Groepsvormingprocessen
Door het grote belang dat gehecht wordt aan socialiteit wordt tegenwoordig op veel Dalton scholen tijd en aandacht geïnvesteerd in het proces om van een groep een groep te maken. Vaak gebeurt dat met name in de zogenaamde gouden weken aan het begin van het jaar. Een hanteerbare aanpak is daarvoor ontwikkeld door Tuckman. Hij onderscheidt vijf fasen in de ontwikkeling van groepen. Deze fasen die Tuckman onderscheidt, worden overigens niet altijd strikt in deze volgorde doorlopen. In de eerste fase heeft het sociaal-emotioneel functioneren de overhand, in de laatste fasen meer het taakgerichte.
Fase 1: Forming (oriëntatiefase). Er is wel een groep individuen, maar nog geen groep of teamgevoel. Individuele posities en rollen zijn nog niet ingenomen. Groepsleden nemen een afwachtende houding aan en hebben behoefte aan richting (koers/opdracht) en leiderschap (wie stuurt?).
Fase 2: Storming (Machtsfase). In deze fase proberen de groepsleden hun positie in de groep in te nemen. Dat leidt vaak tot strijd als de ideeën van de groepsleden op gespannen voet met elkaar staan. In deze fase wordt ook duidelijk wie het voor zeggen krijgt. In deze fase ontstaat informeel en georganiseerd leiderschap.
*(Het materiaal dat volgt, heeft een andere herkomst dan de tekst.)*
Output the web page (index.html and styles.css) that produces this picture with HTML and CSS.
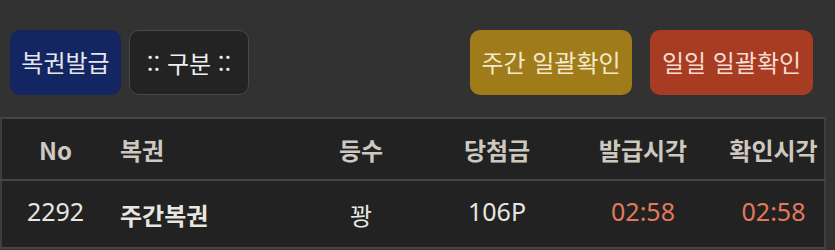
FILE: index.html
```html
<!DOCTYPE html>
<html lang="ko">
    <head>
        <meta charset="UTF-8" />
        <meta name="viewport" content="width=device-width, initial-scale=1.0" />
        <title>복권 발급</title>
        <link rel="stylesheet" href="styles.css">
    </head>

    <body>
        <div class="toolbar">
            <div class="btn issue">복권발급</div>
            <div class="btn select">:: 구분 ::</div>
            <div class="spacer"></div>
            <div class="btn weekly">주간 일괄확인</div>
            <div class="btn daily">일일 일괄확인</div>
        </div>

        <table class="list">
            <thead>
                <tr>
                    <th class="no">No</th>
                    <th class="name">복권</th>
                    <th class="rank">등수</th>
                    <th class="prize">당첨금</th>
                    <th class="time">발급시각</th>
                    <th class="time2">확인시각</th>
                </tr>
            </thead>
            <tbody>
                <tr>
                    <td class="no num">2292</td>
                    <td class="name">주간복권</td>
                    <td class="rank">꽝</td>
                    <td class="prize num">106P</td>
                    <td class="time num red">02:58</td>
                    <td class="time2 num red">02:58</td>
                </tr>
            </tbody>
        </table>
    </body>
</html>
```

FILE: styles.css
```css
* {
    padding: 0;
    margin: 0;
    box-sizing: border-box;
}

body {
    width: 835px;
    height: 250px;
    overflow: hidden;
    background-color: #323232;
    font-family: "Noto Sans CJK KR", "Noto Sans", sans-serif;
    color: #e6e4de;
}

.toolbar {
    display: flex;
    align-items: center;
    gap: 8px;
    padding: 30px 22px 0 10px;
}

.toolbar .spacer {
    flex: 1;
}

.btn {
    height: 65px;
    border-radius: 10px;
    font-size: 24px;
    line-height: 63px;
    text-align: center;
    white-space: nowrap;
}

.issue {
    width: 111px;
    background-color: #142661;
    color: #e4e6ee;
}

.select {
    width: 120px;
    background-color: #232323;
    border: 1px solid #484848;
    color: #f0f0f0;
}

.weekly {
    width: 162px;
    background-color: #a07b1a;
    color: #f4e8cc;
}

.daily {
    width: 163px;
    margin-left: 10px;
    background-color: #a83c22;
    color: #f6ddd2;
}

.list {
    width: 826px;
    margin-top: 22px;
    border-collapse: collapse;
    background-color: #222222;
    border-left: 2px solid #3e3e3e;
    border-right: 2px solid #3e3e3e;
}

.list th,
.list td {
    border-top: 2px solid #454545;
    border-bottom: 2px solid #454545;
    text-align: center;
    white-space: nowrap;
}

.list th {
    height: 62px;
    font-size: 24px;
    font-weight: 700;
    color: #cdc9c0;
}

.list td {
    height: 68px;
    font-size: 24px;
    color: #e8e6e0;
}

.list td.num {
    font-family: "Noto Sans", sans-serif;
    font-size: 25px;
    padding-bottom: 6px;
}

.list .no {
    width: 108px;
}

.list .name {
    width: 182px;
    padding-left: 11px;
    text-align: left;
}

.list td.name {
    font-weight: 700;
}

.list .rank {
    width: 140px;
}

.list .prize {
    width: 132px;
}

.list .time {
    width: 160px;
}

.list .red {
    color: #e2795c;
}
```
Fase 3: Norming (affectie/normeringsfase). Groepsleden komen dichter tot elkaar. Afspraken, regels en methoden van samenwerking worden bepaald. De gemeenschappelijke teamdoelen worden gedeeld en vastgelegd. Er ontstaat een meer volwassen wijze van samenwerken op basis van relaties en de taak.
Fase 4: Performing (prestatiefase). Er is nu sprake van een team. Teamleden vullen elkaar aan en er wordt samengewerkt aan het gemeenschappelijke teamdoel. Het team is in staat zelfstandig te werken en mogelijke problemen te bespreken.
Fase 5: Adjourning (afscheidsfase). Het team wordt opgeheven of valt uiteen. Teamleden vertrekken en/of er komen nieuwe leden bij. Het leiderschap wisselt of de team opdracht veranderd waardoor er andere kwaliteiten en competenties worden gevraagd. Het team wordt weer een groep en er wordt teruggepakt op vorige fasen. In groepsvorming processen worden deze fases elk schooljaar weer opnieuw doorlopen, zelfs na langere vakantieperiode. De docent speelt in de fases en de daarbij behorende ondersteuning behoeften steeds in op de leerlingen. Docenten hebben namelijk veel invloed op de kwaliteit van de relaties, niet door op de voorgrond te treden, maar juist doen we vanaf de zijlijn beschikbaar te zijn. Luisteren, vertrouwen bieden, optreden als het echt nodig is, uitnodigende omstandigheden creëren, het goede voorbeeld zijn, uitdagen en ondersteunen zijn belangrijke voorwaarden voor het ontstaan van goede relaties.